Professor Dick Edwards
Dick was born in Carrizozo, NM. His father, Dr. William B. Edwards was an MD who contracted Tuberculosis and had to go to a high elevation. His father died in 1918 when Dick was not one year old. He was raised by his mother, Virginia Edwards, and grandmother, Bessie Edwards. He had one brother, William Burwell Edwards who was two years older.
The family moved to Los Angeles. Dick attended Los Angeles High School where he skipped a grade. He went on to UCLA where he earned a degree in mathematics, then to CalTech in mathematics and physics and to Illinois Institute of Technology where he earned a Ph.D. in mathematics. In Chicago he met his wife, Polly Edwards.
He worked for Goodyear designing controls for blimps in Ohio, then for the Navy on weapons during WW II. He worked at Hughes Aircraft Company as a senior scientist on space programs and was credited by the program manager of the Surveyor program for saving the first moon lander due to his analysis of the fuel system. He later became a professor of Aerospace Engineering at the University of Southern California (USC). While there he continued to consult at Hughes.
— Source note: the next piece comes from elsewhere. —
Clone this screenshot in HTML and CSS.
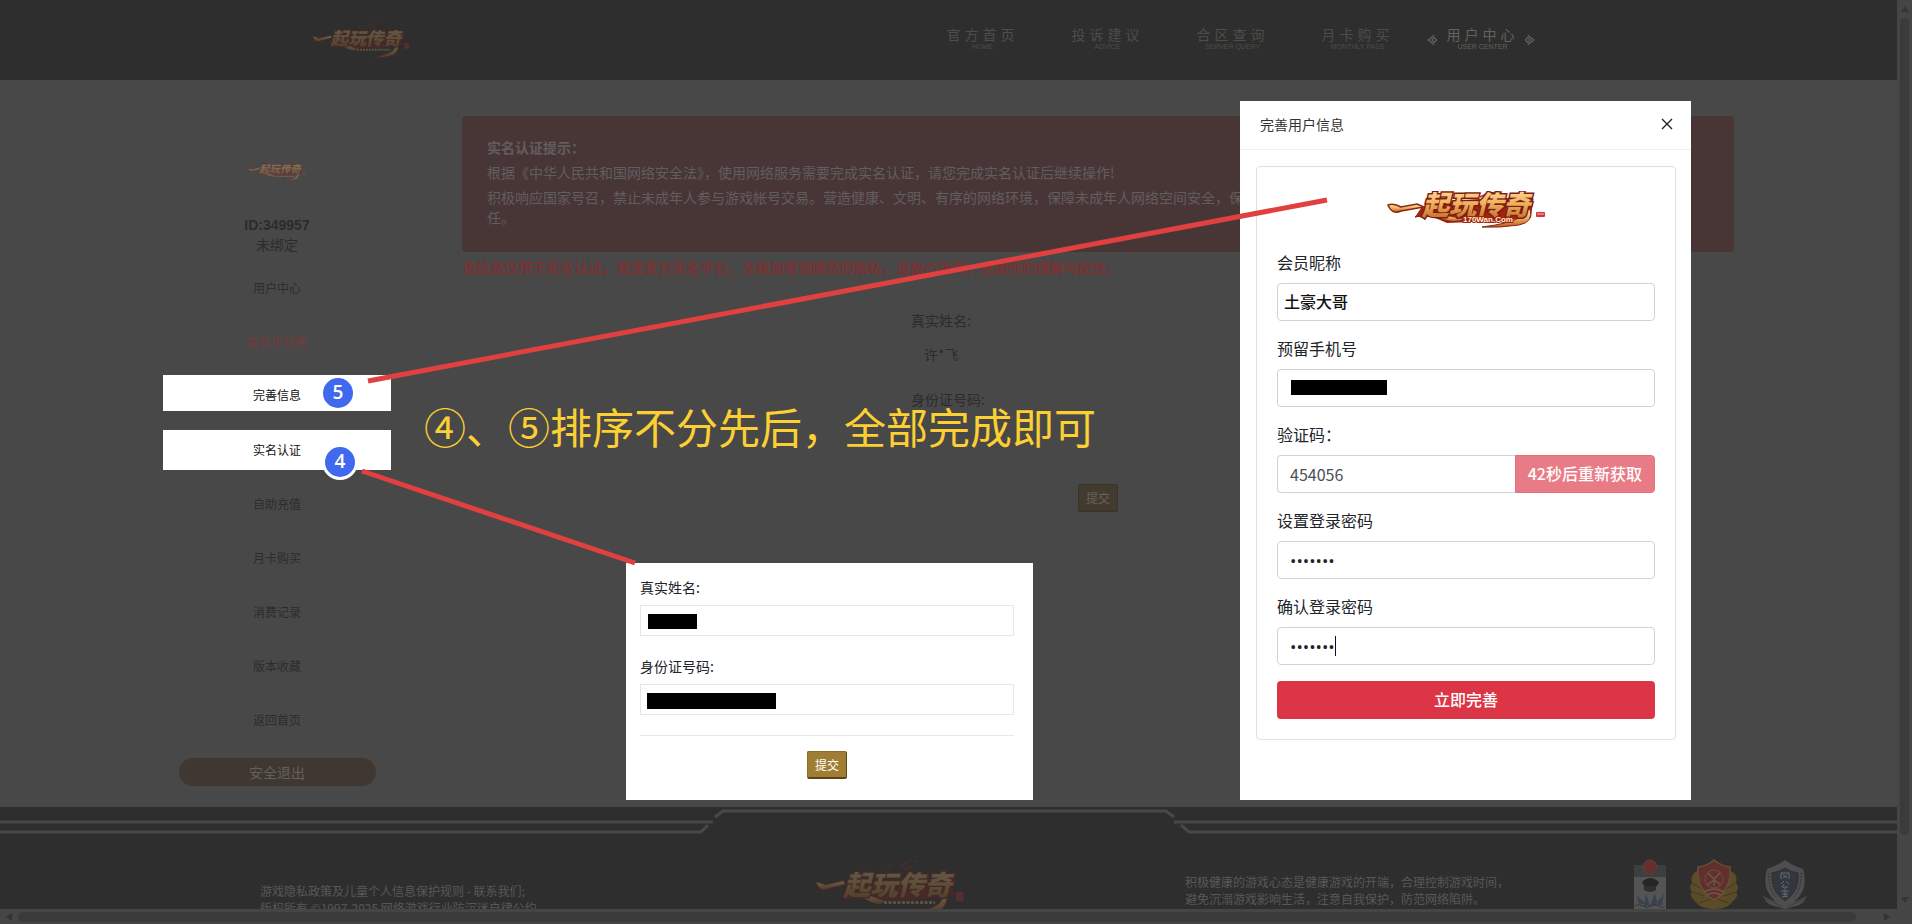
FILE: index.html
```html
<!DOCTYPE html>
<html lang="zh-CN">
<head>
    <meta charset="utf-8">
    <title>用户中心 - 一起玩传奇</title>
    <link rel="stylesheet" href="styles.css">
</head>
<body>
    <svg class="defs" aria-hidden="true">
        <defs>
            <linearGradient id="gold" x1="0" y1="0" x2="0" y2="1">
                <stop offset="0" stop-color="#ffe9b0"/>
                <stop offset="0.5" stop-color="#efb25e"/>
                <stop offset="1" stop-color="#b85c22"/>
            </linearGradient>
        </defs>
        <symbol id="logo" viewBox="0 0 100 38">
            <path d="M20 20 L40 17 L90 14 L93 24 L70 27 L42 28 Q32 26 20 26Z" fill="#8c1f14"/>
            <path d="M0 15 Q4 15 7 17 L19 14 L21 17 L9 20 Q3 23 0 15Z" fill="url(#gold)" stroke="#7c1d10"/>
            <path d="M18 25 Q28 23 36 28 Q44 32 46 28 L30 22Z" fill="url(#gold)"/>
            <path d="M88 22 Q90 34 78 36 Q70 38 62 37 Q76 34 82 30Z" fill="url(#gold)" stroke="#7c1d10"/>
            <path d="M48 6l3-2M57 5l6-4M66 2l2-1M60 7l5-2" stroke="#c2211d" stroke-width="1"/>
            <text class="logo-text logo-text-small" x="19" y="24">起玩传奇</text>
            <path d="M46 29h34" stroke="#e9b67c" stroke-width="2" stroke-dasharray="2 1"/>
            <rect x="94" y="22" width="5" height="6" rx="1" fill="#c8342c"/>
        </symbol>
        <symbol id="logo-wide" viewBox="0 0 158 38">
            <path d="M34 17 L66 10 L106 7 L146 10 L144 27 L110 30 L60 32 L46 26 L28 26Z" fill="#a32213"/>
            <path d="M1 14 Q7 12 14 16 L30 13 L37 16 L14 20 Q5 24 1 14Z" fill="url(#gold)" stroke="#8b2413" stroke-width="1.5"/>
            <path d="M28 26 Q42 22 55 28 Q68 33 78 28 L48 22Z" fill="url(#gold)" stroke="#8b2413"/>
            <path d="M143 18 Q147 31 132 34 Q112 37 95 36 Q120 33 132 27 L136 20Z" fill="url(#gold)" stroke="#8b2413"/>
            <path d="M72 6l6-3M80 7l5-2M93 6l10-5M105 2l4-1M103 6l6-3" stroke="#d92c2a" stroke-width="1.5"/>
            <text class="logo-text logo-text-wide" x="35" y="24">起玩传奇</text>
            <text class="logo-domain" x="76" y="31">170Wan.Com</text>
            <rect x="149" y="21" width="9" height="5" rx="1" fill="#d8323a"/>
            <path d="M150 23h7" stroke="#fff" stroke-width="0.7"/>
        </symbol>
    </svg>

    <div class="page">
        <header class="header">
            <svg class="header-logo" role="img" aria-label="一起玩传奇"><use href="#logo"/></svg>
            <nav class="nav">
                <a class="nav-item" href="#">官方首页<small>HOME</small></a>
                <a class="nav-item" href="#">投诉建议<small>ADVICE</small></a>
                <a class="nav-item" href="#">合区查询<small>SERVER QUERY</small></a>
                <a class="nav-item" href="#">月卡购买<small>MONTHLY PASS</small></a>
                <a class="nav-item active" href="#">用户中心<small>USER CENTER</small>
                    <svg class="nav-mark left" viewBox="0 0 10 10"><path d="M6 1L1 5l5 4M4 5l2-2 2 2-2 2z"/></svg>
                    <svg class="nav-mark right" viewBox="0 0 10 10"><path d="M4 1l5 4-5 4M2 5l2-2 2 2-2 2z"/></svg>
                </a>
            </nav>
        </header>

        <div class="wrap">
            <aside class="sidebar">
                <svg class="avatar" role="img" aria-label="一起玩传奇"><use href="#logo"/></svg>
                <div class="user-id">ID:349957</div>
                <div class="user-bind">未绑定</div>
                <ul class="menu">
                    <li><a href="#">用户中心</a></li>
                    <li><a class="red" href="#">会员币兑换</a></li>
                    <li><a class="lit lit-info" href="#">完善信息</a></li>
                    <li><a class="lit lit-real" href="#">实名认证</a></li>
                    <li><a href="#">自助充值</a></li>
                    <li><a href="#">月卡购买</a></li>
                    <li><a href="#">消费记录</a></li>
                    <li><a href="#">版本收藏</a></li>
                    <li><a href="#">返回首页</a></li>
                </ul>
                <button class="logout" type="button">安全退出</button>
            </aside>

            <main class="main">
                <div class="alert">
                    <p><b>实名认证提示：</b></p>
                    <p>根据《中华人民共和国网络安全法》，使用网络服务需要完成实名认证，请您完成实名认证后继续操作!</p>
                    <p>积极响应国家号召，禁止未成年人参与游戏帐号交易。营造健康、文明、有序的网络环境，保障未成年人网络空间安全，保护未成年人合法权益，共同承担社会责<br>任。</p>
                </div>
                <p class="notice">该信息仅用于实名认证，直连官方实名平台，全程加密保障您的隐私，请放心填写，感谢你的理解与配合。</p>
                <form class="real-form dim">
                    <div class="field">
                        <label for="name">真实姓名:</label>
                        <input id="name" type="text" value="许*飞">
                    </div>
                    <div class="field">
                        <label for="idcard">身份证号码:</label>
                        <input id="idcard" type="text">
                    </div>
                    <hr>
                    <button type="button">提交</button>
                </form>
            </main>
        </div>

        <footer class="footer">
            <svg class="footer-line" viewBox="0 0 1897 36" preserveAspectRatio="none">
                <path d="M0 15H713M0 25H701L708 18M715 10L723 4H1166L1174 10M1174 15H1897M1181 18L1189 25H1897"/>
            </svg>
            <div class="footer-inner">
                <div class="copyright">游戏隐私政策及儿童个人信息保护规则 - 联系我们;<br>版权所有 ©1997-2025 网络游戏行业防沉迷自律公约</div>
                <svg class="footer-logo" role="img" aria-label="一起玩传奇"><use href="#logo"/></svg>
                <div class="health">积极健康的游戏心态是健康游戏的开端，合理控制游戏时间，<br>避免沉溺游戏影响生活，注意自我保护，防范网络陷阱。</div>
                <div class="badges">
                    <svg width="32" height="50" viewBox="0 0 32 50">
                        <path d="M0 6h32v44H0z" fill="#9c9c9c"/>
                        <path d="M0 6h32v12H0z" fill="#5d5d5d"/>
                        <circle cx="16" cy="8" r="7" fill="#d3302c" stroke="#777"/>
                        <path d="M8 23q8-8 17 0l-2 4H10z" fill="#191919"/>
                        <path d="M10 27h12v4q-6 4-12 0z" fill="#333"/>
                        <path d="M2 36l10 9H5zM30 35l-9 11h7zM12 34l4 13 5-13 3 13H10z" fill="#4f6788"/>
                        <path d="M1 47q4-3 8 0t8 0 8 0 6 0" fill="none" stroke="#445" />
                    </svg>
                    <svg width="50" height="50" viewBox="0 0 50 50">
                        <path d="M8 12Q1 15 3 24Q-1 28 3 33Q-1 36 7 43Q11 50 25 50T43 43Q51 36 47 33Q51 28 47 24Q49 15 42 12L25 40Z" fill="#b08420"/>
                        <path d="M3 24l10 6M3 33l12 4M47 24l-10 6M47 33l-12 4M10 44l15-5 15 5" stroke="#6d4c14" fill="none"/>
                        <path d="M25 1Q32 7 41 8Q43 31 25 41Q7 31 9 8Q18 7 25 1Z" fill="#c1352b" stroke="#cf8f3c" stroke-width="1.5"/>
                        <circle cx="25" cy="20" r="9" fill="none" stroke="#d58a67"/>
                        <path d="M19 14l6 6 6-6M25 20v7M18 26l7-5 7 5M15 33q10-6 20 0M18 36q7-4 14 0" fill="none" stroke="#e3a074" stroke-width="1.5"/>
                    </svg>
                    <svg width="46" height="50" viewBox="0 0 46 50">
                        <path d="M23 1Q31 7 41 10Q47 31 32 43L45 37Q42 45 34 47L23 50L12 47Q4 45 1 37L14 43Q-1 31 5 10Q15 7 23 1Z" fill="#8b8b8b"/>
                        <path d="M23 9Q29 13 36 14Q38 32 23 42Q8 32 10 14Q17 13 23 9Z" fill="#3a4860" stroke="#333"/>
                        <path d="M7 14q-1 16 8 25M39 14q1 16-8 25M2 39l19 9M44 39l-19 9" fill="none" stroke="#3e3e3e" stroke-dasharray="2 1"/>
                        <path d="M19 20v-6h8v6M21 16l4 3M25 16l-4 3M22 22l-3 3M24 22l3 3M22 25l-2 3h6M23 29v2M19 32h8M20 35h6M23 32v6M20 38l6-1" fill="none" stroke="#ddd"/>
                    </svg>
                </div>
            </div>
        </footer>
    </div>
    <div class="scroll-y"><i class="arrow up"></i><i class="thumb"></i><i class="arrow down"></i></div>
    <div class="scroll-x"><i class="arrow prev"></i><i class="thumb"></i><i class="arrow next"></i></div>

    <!-- 实名认证 -->
    <section class="real-box">
        <form class="real-form">
            <div class="field">
                <label for="name2">真实姓名:</label>
                <div class="masked"><input id="name2" type="text"><span class="mask mask-name"></span></div>
            </div>
            <div class="field">
                <label for="idcard2">身份证号码:</label>
                <div class="masked"><input id="idcard2" type="text"><span class="mask mask-id"></span></div>
            </div>
            <hr>
            <button type="button">提交</button>
        </form>
    </section>

    <!-- 完善用户信息 -->
    <section class="modal" role="dialog" aria-labelledby="modal-title">
        <div class="modal-header">
            <span id="modal-title">完善用户信息</span>
            <button class="close" type="button" aria-label="关闭">
                <svg width="12" height="12" viewBox="0 0 12 12"><path d="M1 1l10 10M11 1L1 11"/></svg>
            </button>
        </div>
        <form class="card">
            <svg class="card-logo" role="img" aria-label="一起玩传奇"><use href="#logo-wide"/></svg>
            <div class="form-group">
                <label for="nick">会员昵称</label>
                <input class="form-control nick" id="nick" type="text" value="土豪大哥">
            </div>
            <div class="form-group">
                <label for="phone">预留手机号</label>
                <div class="masked"><input class="form-control" id="phone" type="text"><span class="mask mask-phone"></span></div>
            </div>
            <div class="form-group">
                <label for="code">验证码：</label>
                <div class="input-group">
                    <input class="form-control" id="code" type="text" value="454056">
                    <button class="btn-code" type="button">42秒后重新获取</button>
                </div>
            </div>
            <div class="form-group">
                <label for="pwd">设置登录密码</label>
                <input class="form-control pwd" id="pwd" type="password" value="1234567">
            </div>
            <div class="form-group">
                <label for="pwd2">确认登录密码</label>
                <div class="masked"><input class="form-control pwd" id="pwd2" type="password" value="1234567"><span class="caret"></span></div>
            </div>
            <button class="btn-submit" type="button">立即完善</button>
        </form>
    </section>

    <!-- 步骤标注 -->
    <svg class="lines" aria-hidden="true">
        <path d="M368 381L1327 200M362 471L635 563"/>
    </svg>
    <span class="step step-5">5</span>
    <span class="step step-4">4</span>
    <p class="tip">④、⑤排序不分先后，全部完成即可</p>
</body>
</html>
```
FILE: styles.css
```css
* {
    box-sizing: border-box;
}
body {
    margin: 0;
    height: 100vh;
    display: grid;
    grid-template-columns: 1fr 15px;
    grid-template-rows: 1fr 15px;
    position: relative;
    overflow: hidden;
    background: #484848;
    font-family: "Noto Sans CJK SC", "Noto Sans", sans-serif;
    font-size: 14px;
    line-height: 20px;
    color: #212529;
}
p, ul {
    margin: 0;
    padding: 0;
    list-style: none;
}
a {
    color: inherit;
    text-decoration: none;
}
button, input {
    font-family: inherit;
}
.defs {
    position: absolute;
    width: 0;
    height: 0;
}
.page {
    min-height: 0;
    overflow: hidden;
}

/* logo */
.logo-text {
    font-weight: 900;
    font-style: italic;
    fill: url(#gold);
    stroke: #7c1d10;
    stroke-width: 2;
    paint-order: stroke;
}
.logo-text-small {
    font-size: 18px;
}
.logo-text-wide {
    font-size: 27px;
    stroke-width: 3px;
}
.logo-domain {
    font-family: "Liberation Sans", sans-serif;
    font-weight: bold;
    font-size: 8px;
    fill: #fff3c8;
    stroke: #a32213;
    stroke-width: 2;
    paint-order: stroke;
}

/* header */
.header {
    height: 80px;
    padding: 0 352px 0 312px;
    display: flex;
    align-items: center;
    justify-content: space-between;
    background: #2e2e2e;
}
.header-logo {
    width: 98px;
    height: 38px;
    opacity: 0.25;
}
.nav {
    display: flex;
    padding-bottom: 4px;
}
.nav-item {
    position: relative;
    width: 125px;
    text-align: center;
    letter-spacing: 4px;
    color: #504c48;
    line-height: 18px;
}
.nav-item small {
    display: block;
    font: 7px/8px "Liberation Sans", sans-serif;
    letter-spacing: normal;
}
.nav-item.active {
    color: #66615b;
}
.nav-mark {
    position: absolute;
    top: 9px;
    width: 12px;
    height: 12px;
    fill: none;
    stroke: #66615b;
}
.nav-mark.left {
    left: 7px;
}
.nav-mark.right {
    right: 10px;
}

/* content */
.wrap {
    display: flex;
    gap: 71px;
    padding: 36px 163px 21px;
    background: #484848;
}
.sidebar {
    width: 228px;
    text-align: center;
    color: #2c2c2c;
}
.avatar {
    display: block;
    width: 58px;
    height: 27px;
    margin: 41px auto 31px;
    opacity: 0.3;
}
.user-id {
    font-family: "Liberation Sans", sans-serif;
    font-weight: bold;
}
.user-bind {
    line-height: 18px;
}
.menu {
    margin-top: 8px;
    font-size: 12px;
}
.menu li {
    height: 54px;
    display: flex;
    align-items: center;
}
.menu a {
    display: flex;
    align-items: center;
    justify-content: center;
    width: 100%;
}
.menu .red {
    color: #783a3a;
}
.menu .lit {
    background: #fff;
    color: #111;
}
.menu .lit-info {
    height: 36px;
    padding-top: 4px;
    margin-bottom: 6px;
}
.menu .lit-real {
    height: 40px;
}
.logout {
    width: 197px;
    height: 28px;
    margin-top: 11px;
    padding: 0;
    border: 0;
    border-radius: 14px;
    background: #403830;
    color: #606060;
    font-size: 14px;
}
.main {
    flex: 1;
}
.alert {
    padding: 21px 25px 25px;
    border-radius: 4px;
    background: #483637;
    color: #625d5f;
}
.alert p + p {
    margin-top: 5px;
}
.notice {
    margin: 5px 0 33px;
    font-weight: bold;
    color: #783334;
}

/* 实名表单 */
.real-form {
    max-width: 374px;
    margin: 0 auto;
    text-align: center;
}
.real-form .field {
    margin-bottom: 20px;
    text-align: left;
}
.real-form label {
    display: block;
    margin-bottom: 8px;
}
.real-form input {
    display: block;
    width: 100%;
    height: 31px;
    padding: 0 12px;
    border: 1px solid #e6e6e6;
    background: #fff;
    font-size: 14px;
}
.real-form hr {
    margin: 0 0 15px;
    border: 0;
    border-top: 1px solid #e9e9e9;
}
.real-form button {
    width: 40px;
    height: 28px;
    padding: 0;
    border: 1px solid #8c6d2a;
    border-right-color: #5b4517;
    border-bottom: 2px solid #5b4517;
    border-radius: 2px;
    background: #9f7d33;
    color: #fff;
    font-size: 12px;
}
.real-form.dim {
    color: #2c2c2c;
}
.real-form.dim input {
    border-color: #484848;
    background: #484848;
    color: #2c2c2c;
}
.real-form.dim hr {
    border-color: #484848;
}
.real-form.dim button {
    border-color: #3a342a;
    background: #433b2e;
    color: #66625b;
}
.masked {
    position: relative;
}
.mask {
    position: absolute;
    background: #000;
}
.mask-name {
    left: 8px;
    top: 9px;
    width: 49px;
    height: 15px;
}
.mask-id {
    left: 7px;
    top: 9px;
    width: 129px;
    height: 16px;
}
.mask-phone {
    left: 14px;
    top: 11px;
    width: 96px;
    height: 15px;
}
.real-box {
    position: absolute;
    left: 626px;
    top: 563px;
    width: 407px;
    padding: 14px 19px 21px 14px;
    background: #fff;
}

/* footer */
.footer {
    background: #2e2e2e;
    color: #585858;
    font-size: 12px;
    line-height: 17px;
}
.footer-line {
    display: block;
    width: 100%;
    height: 36px;
    fill: none;
    stroke: #484848;
    stroke-width: 3;
}
.footer-inner {
    display: grid;
    grid-template-columns: 555px 370px 449px auto;
    align-items: start;
    height: 120px;
    padding: 16px 80px 0 260px;
}
.copyright {
    padding-top: 23px;
}
.footer-logo {
    width: 150px;
    height: 57px;
    opacity: 0.25;
}
.health {
    padding-top: 14px;
}
.badges {
    display: flex;
    gap: 23px;
    opacity: 0.35;
}

/* scrollbars */
.scroll-y, .scroll-x {
    display: flex;
    align-items: center;
    background: #454545;
}
.scroll-y {
    flex-direction: column;
    padding: 6px 0;
    gap: 6px;
}
.scroll-x {
    grid-column: 1 / 3;
    padding: 0 22px 0 6px;
    gap: 6px;
}
.thumb {
    flex: 1;
    border-radius: 6px;
    background: #3b3b3b;
}
.scroll-y .thumb {
    width: 9px;
    margin-bottom: 56px;
}
.scroll-x .thumb {
    height: 10px;
    margin-right: 22px;
}
.arrow {
    border: 4px solid transparent;
}
.arrow.up {
    border-top: 0;
    border-bottom: 6px solid #353535;
}
.arrow.down {
    border-bottom: 0;
    border-top: 6px solid #353535;
}
.arrow.prev {
    border-left: 0;
    border-right: 6px solid #333;
}
.arrow.next {
    border-right: 0;
    border-left: 6px solid #333;
}

/* modal */
.modal {
    position: absolute;
    left: 1240px;
    top: 101px;
    width: 451px;
    padding-bottom: 60px;
    background: #fff;
}
.modal-header {
    display: flex;
    align-items: center;
    justify-content: space-between;
    height: 49px;
    padding: 0 18px 2px 20px;
    border-bottom: 1px solid #eee;
    color: #333;
}
.close {
    display: flex;
    padding: 0;
    border: 0;
    background: none;
}
.close path {
    stroke: #222;
    stroke-width: 1.4;
}
.card {
    margin: 16px 15px 0 16px;
    padding: 19px 20px 20px;
    border: 1px solid #e0e0e0;
    border-radius: 4px;
    font-size: 16px;
    line-height: 24px;
}
.card-logo {
    display: block;
    width: 158px;
    height: 38px;
    margin: 5px auto 21px;
}
.form-group {
    margin-bottom: 15px;
}
.form-group label {
    display: block;
    margin-bottom: 9px;
}
.form-group:last-of-type {
    margin-bottom: 16px;
}
.form-control {
    display: block;
    width: 100%;
    height: 38px;
    padding: 6px 12px;
    border: 1px solid #d0d3d6;
    border-radius: 4px;
    background: #fff;
    color: #495057;
    font-size: 16px;
}
.nick {
    padding: 4px 6px 6px;
    font-weight: 500;
    color: #111;
}
.pwd {
    font-family: "Open Sans", sans-serif;
    font-size: 17px;
    color: #222;
}
.caret {
    position: absolute;
    left: 58px;
    top: 9px;
    width: 1px;
    height: 20px;
    background: #111;
}
.input-group {
    display: flex;
}
.input-group .form-control {
    flex: 1;
    min-width: 0;
    border-right: 0;
    border-radius: 4px 0 0 4px;
}
.btn-code {
    padding: 0 12px 2px;
    border: 1px solid #e4707c;
    border-radius: 0 4px 4px 0;
    background: #e87b86;
    color: #fff;
    font-size: 16px;
    font-weight: 500;
}
.btn-submit {
    display: block;
    width: 100%;
    height: 38px;
    padding: 0 0 2px;
    border: 0;
    border-radius: 4px;
    background: #dc3545;
    color: #fff;
    font-size: 16px;
    font-weight: 500;
}

/* 标注 */
.lines {
    position: absolute;
    left: 0;
    top: 0;
    width: 100%;
    height: 100%;
    fill: none;
    stroke: #e04040;
    stroke-width: 5;
    pointer-events: none;
}
.step {
    position: absolute;
    width: 36px;
    height: 36px;
    border: 3px solid #fff;
    border-radius: 50%;
    background: #4169f0;
    color: #fff;
    font: 600 19px/29px "Open Sans", sans-serif;
    text-align: center;
}
.step-5 {
    left: 320px;
    top: 375px;
}
.step-4 {
    left: 322px;
    top: 444px;
}
.tip {
    position: absolute;
    left: 424px;
    top: 396px;
    font-size: 42px;
    line-height: 60px;
    color: #fccf32;
    white-space: nowrap;
}
```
He died of lung cancer in 1993 and is survived by his wife, Polly, sons John Richard Edwards, Robert William Edwards, David James Edwards, and daughter Christine Elizabeth Edwards. He also had six grand children, Rob Gerson, Jesse James Edwards, Roxanna Monika Edwards, Darwin Qmars Edwards, Mark Edwards, and Elizabeth Edwards. He was buried at sea off the coast of Palos Verdes by two of his sons.